Bahwa terhadap penafsiran hukum mengenai usia “dewasa” saksi korban tersebut terhadap kasus yang menimpa korban sangatlah kurang tepat, dimana didapatkan fakta hukum dan pertimbangan hukum dari Majelis Hakim yang mempertimbangkan sebagai berikut :
Bahwa sebagai pelapor adalah orang tua korban dan laporan pidana tersebut dapat diterima dan ditindaklanjuti oleh Penyidik Kepolisian sampai dengan dilimpahkannya berkas perkara ke Pengadilan Negeri Jombang;
Bahwa menurut Majelis Hakim apabila tanggal kelahiran Saksi korban tersebut dihubungkan dengan waktu pertama kali dilakukannya perbuatan cabul oleh Terdakwa terhadap Saksi Korban, maka terbukti bahwa Saksi korban pada saat itu telah berusia 18 (delapan belas) tahun lebih 3 (tiga) bulan, berdasarkan UU. No. : 23 Tahun 2002 Jo. UU. No. : 35 Tahun 2014 tentang Perlindungan Anak;
Bahwa Majelis Hakim telah mengambil batasan “usia belum dewasa” adalah mereka yang belum berusia genap 18 (delapan belas) tahun sehingga dengan demikian oleh karena Saksi Korban pada saat pertama kali disetubuhi oleh Terdakwa telah berumur 18 (delapan) tahun lebih 3 bulan dan telah dikategorikan dewasa sehingga Saksi Korban tidaklah termasuk dalam objek penderita yang dimaksud dalam unsur kedua Dakwaan Ketiga Penuntut Umum ini sehingga dengan demikian unsur “belum dewasa” tidak terpenuhi dalam perbuatan Terdakwa;
Menurut hemat para penulis, frasa belum dewasa merupakan frasa yang ambigu, tidak jelas, dan/atau multitafsir, oleh karenanya harus diharmonisasi dan disinkronisasi dengan ketentuan UU yang lain selain KUHP, dimana batasan usia belum dewasa menurut KUHPerdata adalah : dibawah 21 tahun, UU. No. : 1 tahun 1974 jo UU. No. : 16 Tahun 2019 tentang Perkawinan adalah di bawah 19 tahun, UU. No. : 23 Tahun 2002 Jo. UU. No. : 34 Tahun 2014 tentang Perlindungan Anak adalah dibawah 18 tahun.

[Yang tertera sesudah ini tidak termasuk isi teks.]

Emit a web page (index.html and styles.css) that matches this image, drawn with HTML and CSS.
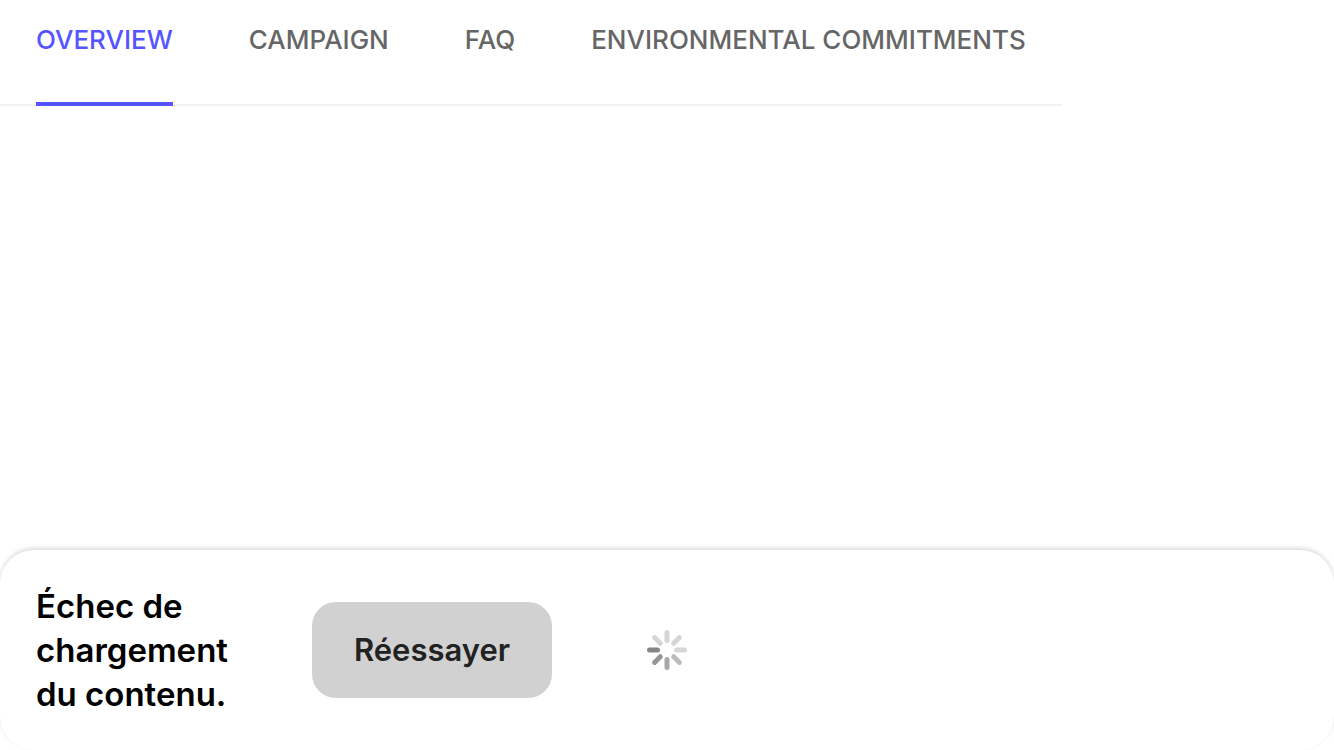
FILE: index.html
```html
<!DOCTYPE html>
<html lang="fr">
<head>
<meta charset="utf-8">
<meta name="viewport" content="width=device-width, initial-scale=1">
<title>Overview</title>
<link rel="stylesheet" href="styles.css">
</head>
<body>
<nav class="tabs" aria-label="Sections">
  <a class="tab tab-active" href="#overview" aria-current="page">OVERVIEW</a>
  <a class="tab" href="#campaign">CAMPAIGN</a>
  <a class="tab" href="#faq">FAQ</a>
  <a class="tab" href="#commitments">ENVIRONMENTAL COMMITMENTS</a>
</nav>
<main class="content"></main>
<section class="sheet" role="alert">
  <div class="notice">
    <p class="message">Échec de chargement du contenu.</p>
    <button class="retry" type="button">Réessayer</button>
  </div>
  <svg class="spinner" viewBox="0 0 40 40" fill="none" stroke-width="5" stroke-linecap="round" aria-hidden="true">
    <path d="M20 2.5v8" stroke="#d6d6d6"/>
    <path d="M32.4 7.6l-5.7 5.7" stroke="#d6d6d6"/>
    <path d="M37.5 20h-8" stroke="#d6d6d6"/>
    <path d="M32.4 32.4l-5.7-5.7" stroke="#bcbcbc"/>
    <path d="M20 37.5v-8" stroke="#a8a8a8"/>
    <path d="M7.6 32.4l5.7-5.7" stroke="#969696"/>
    <path d="M2.5 20h8" stroke="#858585"/>
    <path d="M7.6 7.6l5.7 5.7" stroke="#d6d6d6"/>
  </svg>
</section>
</body>
</html>
```
FILE: styles.css
```css
* { box-sizing: border-box; }
body {
  margin: 0;
  min-height: 100vh;
  display: flex;
  flex-direction: column;
  overflow-x: hidden;
  background: #fff;
  color: #000;
  font-family: Inter, "Liberation Sans", sans-serif;
}
.tabs {
  display: flex;
  align-self: flex-start;
  gap: 76px;
  padding: 0 36px;
  border-bottom: 2px solid #f2f2f2;
}
.tab {
  padding: 24px 0 46px;
  margin-bottom: -2px;
  border-bottom: 4px solid transparent;
  color: #666;
  font-size: 26px;
  line-height: 32px;
  font-weight: 500;
  text-decoration: none;
  white-space: nowrap;
}
.tab-active {
  border-color: #5555ff;
  color: #5555ff;
}
.content { flex: 1; }
.sheet {
  display: grid;
  grid-template-columns: 1fr auto 1fr;
  align-items: center;
  padding: 34px 36px;
  border-radius: 34px;
  background: #fff;
  box-shadow: 0 -2px 4px rgba(0, 0, 0, 0.14);
}
.notice {
  display: flex;
  align-items: center;
  gap: 76px;
}
.message {
  width: 200px;
  margin: 0;
  font-size: 33px;
  line-height: 44px;
  font-weight: 600;
}
.retry {
  width: 240px;
  height: 96px;
  border: 0;
  border-radius: 24px;
  background: #d1d1d1;
  color: #222;
  font: 600 31px/40px Inter, "Liberation Sans", sans-serif;
}
.spinner {
  width: 40px;
  height: 40px;
}
```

Sementara itu Frasa ancaman kekerasan dalam KUHP, tidak secara sempit hanya dimaknai : “membuat seseorang yang diancam itu ketakutan karena ada sesuatu yang akan merugikan dirinya dengan kekerasan, bisa berupa penembakan ke atas, menodongkan senjata tajam, sampai dengan suatu tindakan yang lebih sopan misalnya dengan suatu seruan dengan mengutarakan akibat-akibat yang merugikan jika tidak dilaksanakan;
Oleh karena Kekerasan Seksual merupakan kejahatan kekuasaan, dimana seringkali pelaku kekerasaan mengendalikan, memanfaatkan situasi rentan dan mengontrol korban untuk melakukan hubungan seksual baik dengan tipu daya maupun muslihatnya, maka dalam proses penegakan hukum kasus kekerasan tidak bisa dilepaskan dari hambatan praktik dan budaya yang mereviktimisasi (menyalahkan) korban kekerasan seksual. Dalam konteks pemeriksaan perkara perempuan berhadapan dengan Hukum baik Hakim maupun Jaksa wajib memastikan implementasi kebijakan Perma : 3 Tahun 2017 tentang Pedoman Hakim Mengadili Perkara Perempuan Berhadapan Dengan Hukum serta Pedoman Kejaksaan No. : 1 Tahun 2021 tentang Akses Keadilan bagi Perempuan dan Anak dalam Penanganan Perkara Pidana agar tidak melahirkan produk Hukum yang diskriminatif demi mewujudkan keadilan substantif bagi kelompok rentan. yang kita dambakan bersama. Salam Merah Putih !!